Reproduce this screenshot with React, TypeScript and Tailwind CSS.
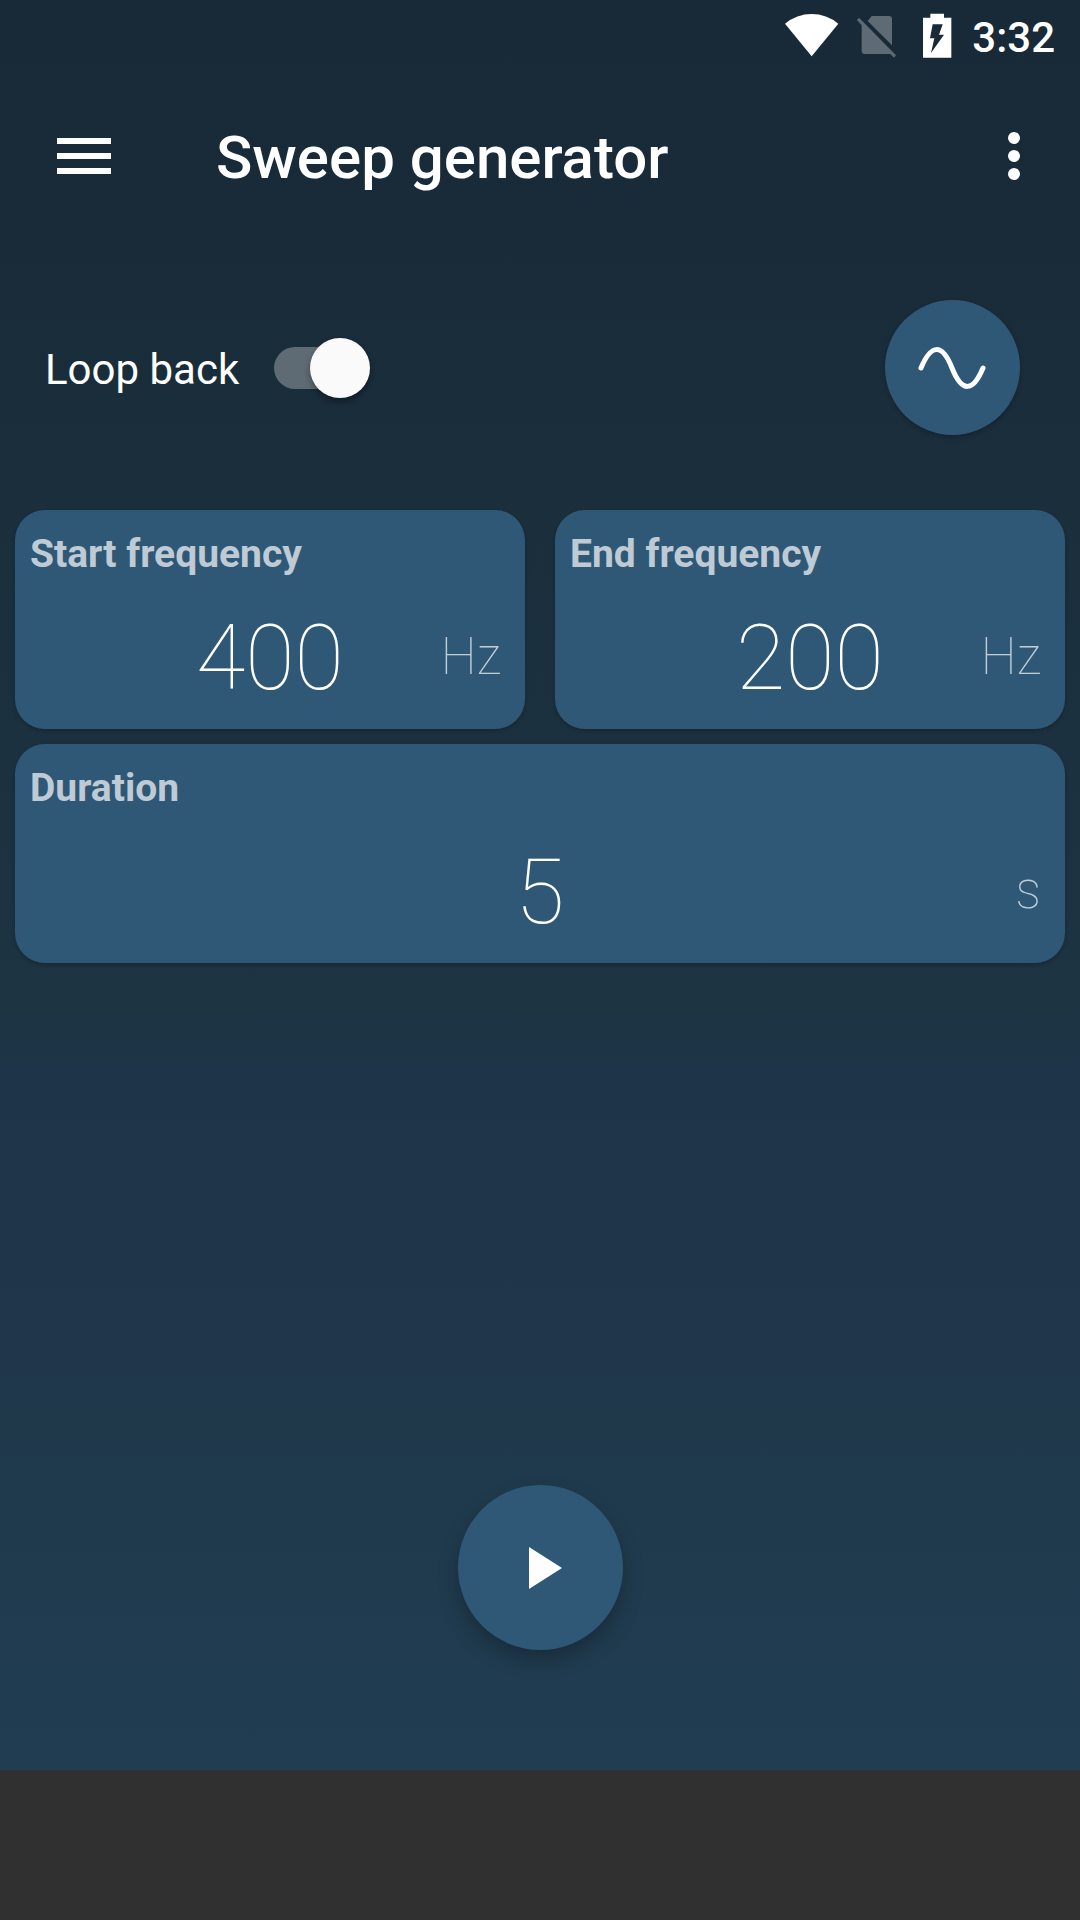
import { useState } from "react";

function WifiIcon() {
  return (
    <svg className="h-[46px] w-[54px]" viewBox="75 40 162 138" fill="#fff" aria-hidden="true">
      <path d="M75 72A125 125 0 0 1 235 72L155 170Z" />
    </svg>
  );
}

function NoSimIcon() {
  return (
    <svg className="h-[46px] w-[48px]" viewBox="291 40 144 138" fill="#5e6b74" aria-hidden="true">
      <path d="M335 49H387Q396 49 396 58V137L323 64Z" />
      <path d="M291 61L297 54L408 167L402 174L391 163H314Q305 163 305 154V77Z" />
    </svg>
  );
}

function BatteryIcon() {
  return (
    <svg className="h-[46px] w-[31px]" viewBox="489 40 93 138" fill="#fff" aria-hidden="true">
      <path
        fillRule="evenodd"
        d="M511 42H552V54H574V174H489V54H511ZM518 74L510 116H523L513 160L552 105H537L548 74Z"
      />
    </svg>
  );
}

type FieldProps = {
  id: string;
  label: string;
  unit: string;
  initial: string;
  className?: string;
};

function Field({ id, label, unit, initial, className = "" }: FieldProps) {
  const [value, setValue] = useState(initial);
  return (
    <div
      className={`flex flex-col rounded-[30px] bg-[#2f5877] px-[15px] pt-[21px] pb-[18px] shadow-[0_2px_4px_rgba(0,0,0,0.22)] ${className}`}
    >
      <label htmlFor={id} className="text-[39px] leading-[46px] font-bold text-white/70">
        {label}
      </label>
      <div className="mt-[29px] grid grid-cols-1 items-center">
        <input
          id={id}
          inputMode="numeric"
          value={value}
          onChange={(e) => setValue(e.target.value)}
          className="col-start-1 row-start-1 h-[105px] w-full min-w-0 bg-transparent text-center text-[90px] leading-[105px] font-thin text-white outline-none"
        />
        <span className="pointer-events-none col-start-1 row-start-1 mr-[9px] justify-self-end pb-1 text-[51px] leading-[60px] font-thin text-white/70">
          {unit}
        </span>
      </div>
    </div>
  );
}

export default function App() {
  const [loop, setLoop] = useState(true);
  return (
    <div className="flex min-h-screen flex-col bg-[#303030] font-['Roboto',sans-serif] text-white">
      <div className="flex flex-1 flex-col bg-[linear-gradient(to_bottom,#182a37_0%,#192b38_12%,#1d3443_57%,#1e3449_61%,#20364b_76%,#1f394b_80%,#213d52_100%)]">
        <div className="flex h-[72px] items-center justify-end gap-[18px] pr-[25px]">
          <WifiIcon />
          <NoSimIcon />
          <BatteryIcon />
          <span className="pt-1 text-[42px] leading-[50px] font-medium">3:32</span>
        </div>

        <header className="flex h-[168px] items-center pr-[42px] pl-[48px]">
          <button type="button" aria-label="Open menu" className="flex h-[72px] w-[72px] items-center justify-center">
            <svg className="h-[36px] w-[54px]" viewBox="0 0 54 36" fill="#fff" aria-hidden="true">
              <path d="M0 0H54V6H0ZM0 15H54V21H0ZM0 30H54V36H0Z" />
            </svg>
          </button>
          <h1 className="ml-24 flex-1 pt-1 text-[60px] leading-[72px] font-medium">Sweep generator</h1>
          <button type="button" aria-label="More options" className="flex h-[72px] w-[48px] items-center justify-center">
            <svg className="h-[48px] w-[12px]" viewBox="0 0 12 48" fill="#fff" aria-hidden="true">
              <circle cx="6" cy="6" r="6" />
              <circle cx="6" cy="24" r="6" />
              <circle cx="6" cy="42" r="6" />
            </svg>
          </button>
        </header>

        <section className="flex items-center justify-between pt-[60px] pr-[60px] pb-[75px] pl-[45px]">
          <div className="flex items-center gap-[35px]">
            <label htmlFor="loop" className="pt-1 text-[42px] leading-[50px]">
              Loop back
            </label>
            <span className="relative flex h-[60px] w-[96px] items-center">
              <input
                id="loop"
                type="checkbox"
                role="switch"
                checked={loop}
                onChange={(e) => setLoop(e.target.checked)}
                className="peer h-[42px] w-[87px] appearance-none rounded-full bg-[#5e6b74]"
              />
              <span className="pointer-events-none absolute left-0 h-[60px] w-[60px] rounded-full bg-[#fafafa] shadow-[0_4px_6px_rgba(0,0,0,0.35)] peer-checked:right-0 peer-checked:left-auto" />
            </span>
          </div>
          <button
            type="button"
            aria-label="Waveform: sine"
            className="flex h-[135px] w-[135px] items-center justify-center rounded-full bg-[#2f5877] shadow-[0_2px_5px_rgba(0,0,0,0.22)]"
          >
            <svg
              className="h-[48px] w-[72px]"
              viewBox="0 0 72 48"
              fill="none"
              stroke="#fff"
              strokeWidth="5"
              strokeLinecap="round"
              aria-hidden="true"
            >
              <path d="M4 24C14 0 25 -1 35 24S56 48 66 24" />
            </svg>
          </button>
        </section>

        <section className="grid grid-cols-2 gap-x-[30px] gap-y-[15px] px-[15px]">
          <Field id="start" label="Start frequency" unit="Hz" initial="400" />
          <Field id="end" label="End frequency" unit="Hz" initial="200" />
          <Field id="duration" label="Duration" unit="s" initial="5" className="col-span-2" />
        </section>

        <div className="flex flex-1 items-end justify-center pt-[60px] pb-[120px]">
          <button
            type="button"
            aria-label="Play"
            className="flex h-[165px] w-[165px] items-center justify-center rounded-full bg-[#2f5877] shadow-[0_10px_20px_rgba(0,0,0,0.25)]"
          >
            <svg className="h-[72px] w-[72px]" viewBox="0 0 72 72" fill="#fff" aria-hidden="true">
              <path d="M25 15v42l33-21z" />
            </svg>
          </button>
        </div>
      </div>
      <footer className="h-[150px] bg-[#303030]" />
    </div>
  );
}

▸ **Given exercise**:
Restate the whole listing above exactly, please, omitting every image.

▸ **Finished exercise**:
Reproduce this screenshot with React, TypeScript and Tailwind CSS.
import { useState } from "react";

function WifiIcon() {
  return (
    <svg className="h-[46px] w-[54px]" viewBox="75 40 162 138" fill="#fff" aria-hidden="true">
      <path d="M75 72A125 125 0 0 1 235 72L155 170Z" />
    </svg>
  );
}

function NoSimIcon() {
  return (
    <svg className="h-[46px] w-[48px]" viewBox="291 40 144 138" fill="#5e6b74" aria-hidden="true">
      <path d="M335 49H387Q396 49 396 58V137L323 64Z" />
      <path d="M291 61L297 54L408 167L402 174L391 163H314Q305 163 305 154V77Z" />
    </svg>
  );
}

function BatteryIcon() {
  return (
    <svg className="h-[46px] w-[31px]" viewBox="489 40 93 138" fill="#fff" aria-hidden="true">
      <path
        fillRule="evenodd"
        d="M511 42H552V54H574V174H489V54H511ZM518 74L510 116H523L513 160L552 105H537L548 74Z"
      />
    </svg>
  );
}

type FieldProps = {
  id: string;
  label: string;
  unit: string;
  initial: string;
  className?: string;
};

function Field({ id, label, unit, initial, className = "" }: FieldProps) {
  const [value, setValue] = useState(initial);
  return (
    <div
      className={`flex flex-col rounded-[30px] bg-[#2f5877] px-[15px] pt-[21px] pb-[18px] shadow-[0_2px_4px_rgba(0,0,0,0.22)] ${className}`}
    >
      <label htmlFor={id} className="text-[39px] leading-[46px] font-bold text-white/70">
        {label}
      </label>
      <div className="mt-[29px] grid grid-cols-1 items-center">
        <input
          id={id}
          inputMode="numeric"
          value={value}
          onChange={(e) => setValue(e.target.value)}
          className="col-start-1 row-start-1 h-[105px] w-full min-w-0 bg-transparent text-center text-[90px] leading-[105px] font-thin text-white outline-none"
        />
        <span className="pointer-events-none col-start-1 row-start-1 mr-[9px] justify-self-end pb-1 text-[51px] leading-[60px] font-thin text-white/70">
          {unit}
        </span>
      </div>
    </div>
  );
}

export default function App() {
  const [loop, setLoop] = useState(true);
  return (
    <div className="flex min-h-screen flex-col bg-[#303030] font-['Roboto',sans-serif] text-white">
      <div className="flex flex-1 flex-col bg-[linear-gradient(to_bottom,#182a37_0%,#192b38_12%,#1d3443_57%,#1e3449_61%,#20364b_76%,#1f394b_80%,#213d52_100%)]">
        <div className="flex h-[72px] items-center justify-end gap-[18px] pr-[25px]">
          <WifiIcon />
          <NoSimIcon />
          <BatteryIcon />
          <span className="pt-1 text-[42px] leading-[50px] font-medium">3:32</span>
        </div>

        <header className="flex h-[168px] items-center pr-[42px] pl-[48px]">
          <button type="button" aria-label="Open menu" className="flex h-[72px] w-[72px] items-center justify-center">
            <svg className="h-[36px] w-[54px]" viewBox="0 0 54 36" fill="#fff" aria-hidden="true">
              <path d="M0 0H54V6H0ZM0 15H54V21H0ZM0 30H54V36H0Z" />
            </svg>
          </button>
          <h1 className="ml-24 flex-1 pt-1 text-[60px] leading-[72px] font-medium">Sweep generator</h1>
          <button type="button" aria-label="More options" className="flex h-[72px] w-[48px] items-center justify-center">
            <svg className="h-[48px] w-[12px]" viewBox="0 0 12 48" fill="#fff" aria-hidden="true">
              <circle cx="6" cy="6" r="6" />
              <circle cx="6" cy="24" r="6" />
              <circle cx="6" cy="42" r="6" />
            </svg>
          </button>
        </header>

        <section className="flex items-center justify-between pt-[60px] pr-[60px] pb-[75px] pl-[45px]">
          <div className="flex items-center gap-[35px]">
            <label htmlFor="loop" className="pt-1 text-[42px] leading-[50px]">
              Loop back
            </label>
            <span className="relative flex h-[60px] w-[96px] items-center">
              <input
                id="loop"
                type="checkbox"
                role="switch"
                checked={loop}
                onChange={(e) => setLoop(e.target.checked)}
                className="peer h-[42px] w-[87px] appearance-none rounded-full bg-[#5e6b74]"
              />
              <span className="pointer-events-none absolute left-0 h-[60px] w-[60px] rounded-full bg-[#fafafa] shadow-[0_4px_6px_rgba(0,0,0,0.35)] peer-checked:right-0 peer-checked:left-auto" />
            </span>
          </div>
          <button
            type="button"
            aria-label="Waveform: sine"
            className="flex h-[135px] w-[135px] items-center justify-center rounded-full bg-[#2f5877] shadow-[0_2px_5px_rgba(0,0,0,0.22)]"
          >
            <svg
              className="h-[48px] w-[72px]"
              viewBox="0 0 72 48"
              fill="none"
              stroke="#fff"
              strokeWidth="5"
              strokeLinecap="round"
              aria-hidden="true"
            >
              <path d="M4 24C14 0 25 -1 35 24S56 48 66 24" />
            </svg>
          </button>
        </section>

        <section className="grid grid-cols-2 gap-x-[30px] gap-y-[15px] px-[15px]">
          <Field id="start" label="Start frequency" unit="Hz" initial="400" />
          <Field id="end" label="End frequency" unit="Hz" initial="200" />
          <Field id="duration" label="Duration" unit="s" initial="5" className="col-span-2" />
        </section>

        <div className="flex flex-1 items-end justify-center pt-[60px] pb-[120px]">
          <button
            type="button"
            aria-label="Play"
            className="flex h-[165px] w-[165px] items-center justify-center rounded-full bg-[#2f5877] shadow-[0_10px_20px_rgba(0,0,0,0.25)]"
          >
            <svg className="h-[72px] w-[72px]" viewBox="0 0 72 72" fill="#fff" aria-hidden="true">
              <path d="M25 15v42l33-21z" />
            </svg>
          </button>
        </div>
      </div>
      <footer className="h-[150px] bg-[#303030]" />
    </div>
  );
}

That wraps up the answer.